_Required work_
Transcribe the whole listing below without changing a word, but leave out every image.

☆ ☆ ☆ ☆ ☆

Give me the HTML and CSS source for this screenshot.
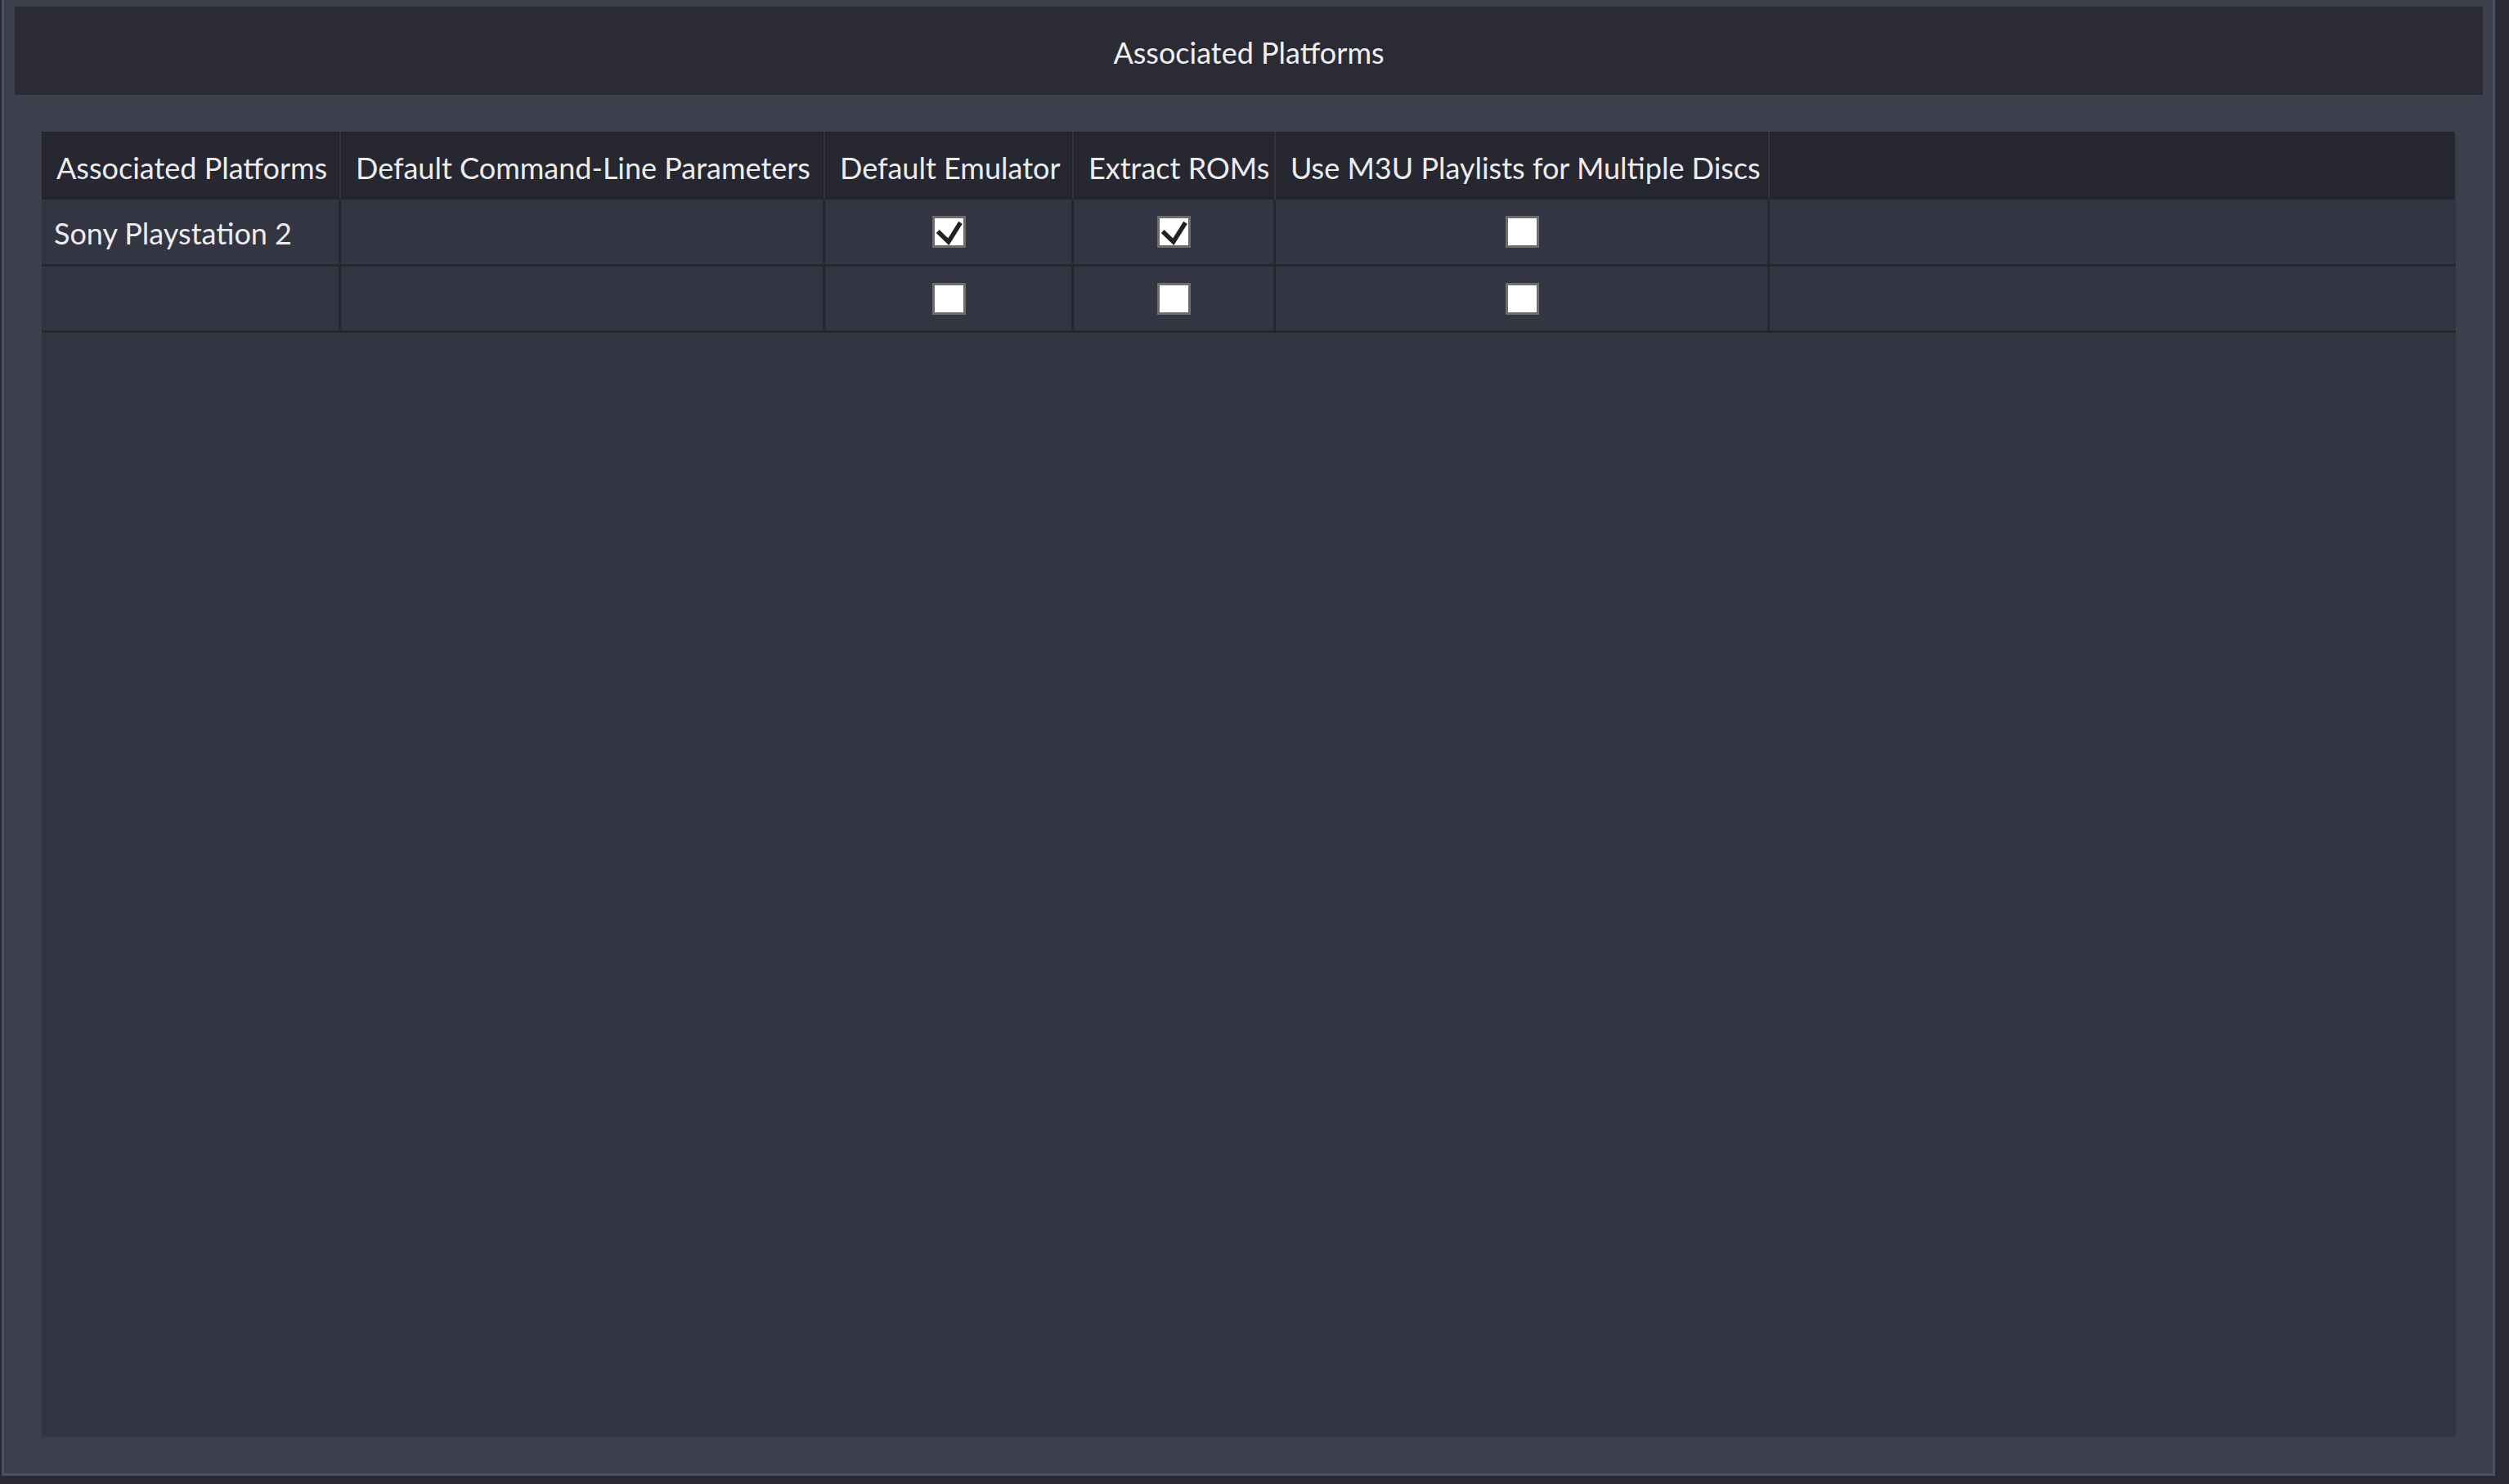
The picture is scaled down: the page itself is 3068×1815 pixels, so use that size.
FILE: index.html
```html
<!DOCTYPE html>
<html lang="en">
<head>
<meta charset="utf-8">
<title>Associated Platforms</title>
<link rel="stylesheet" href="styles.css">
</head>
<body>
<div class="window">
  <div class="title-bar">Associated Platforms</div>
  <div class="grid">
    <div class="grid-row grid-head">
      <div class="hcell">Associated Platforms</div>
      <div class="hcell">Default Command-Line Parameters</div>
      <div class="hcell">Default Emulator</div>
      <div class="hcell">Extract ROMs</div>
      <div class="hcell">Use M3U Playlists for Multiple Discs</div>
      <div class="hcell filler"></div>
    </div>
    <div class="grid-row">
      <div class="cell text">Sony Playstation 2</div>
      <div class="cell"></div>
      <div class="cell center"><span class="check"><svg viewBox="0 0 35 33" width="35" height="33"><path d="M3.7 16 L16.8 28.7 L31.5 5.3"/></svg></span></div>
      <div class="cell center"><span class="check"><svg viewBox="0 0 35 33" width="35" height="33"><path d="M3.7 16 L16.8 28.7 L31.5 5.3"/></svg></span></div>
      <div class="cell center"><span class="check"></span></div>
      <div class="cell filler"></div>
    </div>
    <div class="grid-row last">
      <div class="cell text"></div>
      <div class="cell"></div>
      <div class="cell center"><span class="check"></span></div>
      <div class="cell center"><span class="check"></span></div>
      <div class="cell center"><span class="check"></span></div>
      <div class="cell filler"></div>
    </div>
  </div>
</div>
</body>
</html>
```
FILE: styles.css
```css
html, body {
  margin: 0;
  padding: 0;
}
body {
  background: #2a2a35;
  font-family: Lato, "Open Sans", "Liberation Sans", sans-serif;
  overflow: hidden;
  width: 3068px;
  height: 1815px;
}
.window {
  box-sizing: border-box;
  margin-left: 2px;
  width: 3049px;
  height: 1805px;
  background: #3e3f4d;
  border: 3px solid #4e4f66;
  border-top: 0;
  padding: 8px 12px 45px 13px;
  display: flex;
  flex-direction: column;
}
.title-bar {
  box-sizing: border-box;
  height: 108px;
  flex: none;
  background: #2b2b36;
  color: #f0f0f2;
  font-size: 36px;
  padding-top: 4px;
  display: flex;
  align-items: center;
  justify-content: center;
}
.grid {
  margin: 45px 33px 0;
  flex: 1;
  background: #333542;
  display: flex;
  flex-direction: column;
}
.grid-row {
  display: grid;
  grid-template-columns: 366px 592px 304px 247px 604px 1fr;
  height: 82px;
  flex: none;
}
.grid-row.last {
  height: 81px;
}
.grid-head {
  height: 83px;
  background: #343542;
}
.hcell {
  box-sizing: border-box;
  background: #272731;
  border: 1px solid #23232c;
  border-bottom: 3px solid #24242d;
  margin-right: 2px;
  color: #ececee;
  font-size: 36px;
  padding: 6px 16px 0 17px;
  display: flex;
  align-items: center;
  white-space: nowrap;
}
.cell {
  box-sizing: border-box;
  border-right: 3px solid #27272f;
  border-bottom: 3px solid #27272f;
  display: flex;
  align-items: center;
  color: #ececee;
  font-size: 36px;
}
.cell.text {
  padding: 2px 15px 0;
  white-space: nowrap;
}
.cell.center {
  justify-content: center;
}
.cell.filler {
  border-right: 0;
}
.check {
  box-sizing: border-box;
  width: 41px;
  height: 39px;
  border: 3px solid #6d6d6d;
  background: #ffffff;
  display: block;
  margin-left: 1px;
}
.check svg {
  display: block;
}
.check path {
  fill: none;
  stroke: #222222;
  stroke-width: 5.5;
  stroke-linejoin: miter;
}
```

☆ ☆ ☆ ☆ ☆

_The completed task_
Give me the HTML and CSS source for this screenshot.
The picture is scaled down: the page itself is 3068×1815 pixels, so use that size.
FILE: index.html
```html
<!DOCTYPE html>
<html lang="en">
<head>
<meta charset="utf-8">
<title>Associated Platforms</title>
<link rel="stylesheet" href="styles.css">
</head>
<body>
<div class="window">
  <div class="title-bar">Associated Platforms</div>
  <div class="grid">
    <div class="grid-row grid-head">
      <div class="hcell">Associated Platforms</div>
      <div class="hcell">Default Command-Line Parameters</div>
      <div class="hcell">Default Emulator</div>
      <div class="hcell">Extract ROMs</div>
      <div class="hcell">Use M3U Playlists for Multiple Discs</div>
      <div class="hcell filler"></div>
    </div>
    <div class="grid-row">
      <div class="cell text">Sony Playstation 2</div>
      <div class="cell"></div>
      <div class="cell center"><span class="check"><svg viewBox="0 0 35 33" width="35" height="33"><path d="M3.7 16 L16.8 28.7 L31.5 5.3"/></svg></span></div>
      <div class="cell center"><span class="check"><svg viewBox="0 0 35 33" width="35" height="33"><path d="M3.7 16 L16.8 28.7 L31.5 5.3"/></svg></span></div>
      <div class="cell center"><span class="check"></span></div>
      <div class="cell filler"></div>
    </div>
    <div class="grid-row last">
      <div class="cell text"></div>
      <div class="cell"></div>
      <div class="cell center"><span class="check"></span></div>
      <div class="cell center"><span class="check"></span></div>
      <div class="cell center"><span class="check"></span></div>
      <div class="cell filler"></div>
    </div>
  </div>
</div>
</body>
</html>
```
FILE: styles.css
```css
html, body {
  margin: 0;
  padding: 0;
}
body {
  background: #2a2a35;
  font-family: Lato, "Open Sans", "Liberation Sans", sans-serif;
  overflow: hidden;
  width: 3068px;
  height: 1815px;
}
.window {
  box-sizing: border-box;
  margin-left: 2px;
  width: 3049px;
  height: 1805px;
  background: #3e3f4d;
  border: 3px solid #4e4f66;
  border-top: 0;
  padding: 8px 12px 45px 13px;
  display: flex;
  flex-direction: column;
}
.title-bar {
  box-sizing: border-box;
  height: 108px;
  flex: none;
  background: #2b2b36;
  color: #f0f0f2;
  font-size: 36px;
  padding-top: 4px;
  display: flex;
  align-items: center;
  justify-content: center;
}
.grid {
  margin: 45px 33px 0;
  flex: 1;
  background: #333542;
  display: flex;
  flex-direction: column;
}
.grid-row {
  display: grid;
  grid-template-columns: 366px 592px 304px 247px 604px 1fr;
  height: 82px;
  flex: none;
}
.grid-row.last {
  height: 81px;
}
.grid-head {
  height: 83px;
  background: #343542;
}
.hcell {
  box-sizing: border-box;
  background: #272731;
  border: 1px solid #23232c;
  border-bottom: 3px solid #24242d;
  margin-right: 2px;
  color: #ececee;
  font-size: 36px;
  padding: 6px 16px 0 17px;
  display: flex;
  align-items: center;
  white-space: nowrap;
}
.cell {
  box-sizing: border-box;
  border-right: 3px solid #27272f;
  border-bottom: 3px solid #27272f;
  display: flex;
  align-items: center;
  color: #ececee;
  font-size: 36px;
}
.cell.text {
  padding: 2px 15px 0;
  white-space: nowrap;
}
.cell.center {
  justify-content: center;
}
.cell.filler {
  border-right: 0;
}
.check {
  box-sizing: border-box;
  width: 41px;
  height: 39px;
  border: 3px solid #6d6d6d;
  background: #ffffff;
  display: block;
  margin-left: 1px;
}
.check svg {
  display: block;
}
.check path {
  fill: none;
  stroke: #222222;
  stroke-width: 5.5;
  stroke-linejoin: miter;
}
```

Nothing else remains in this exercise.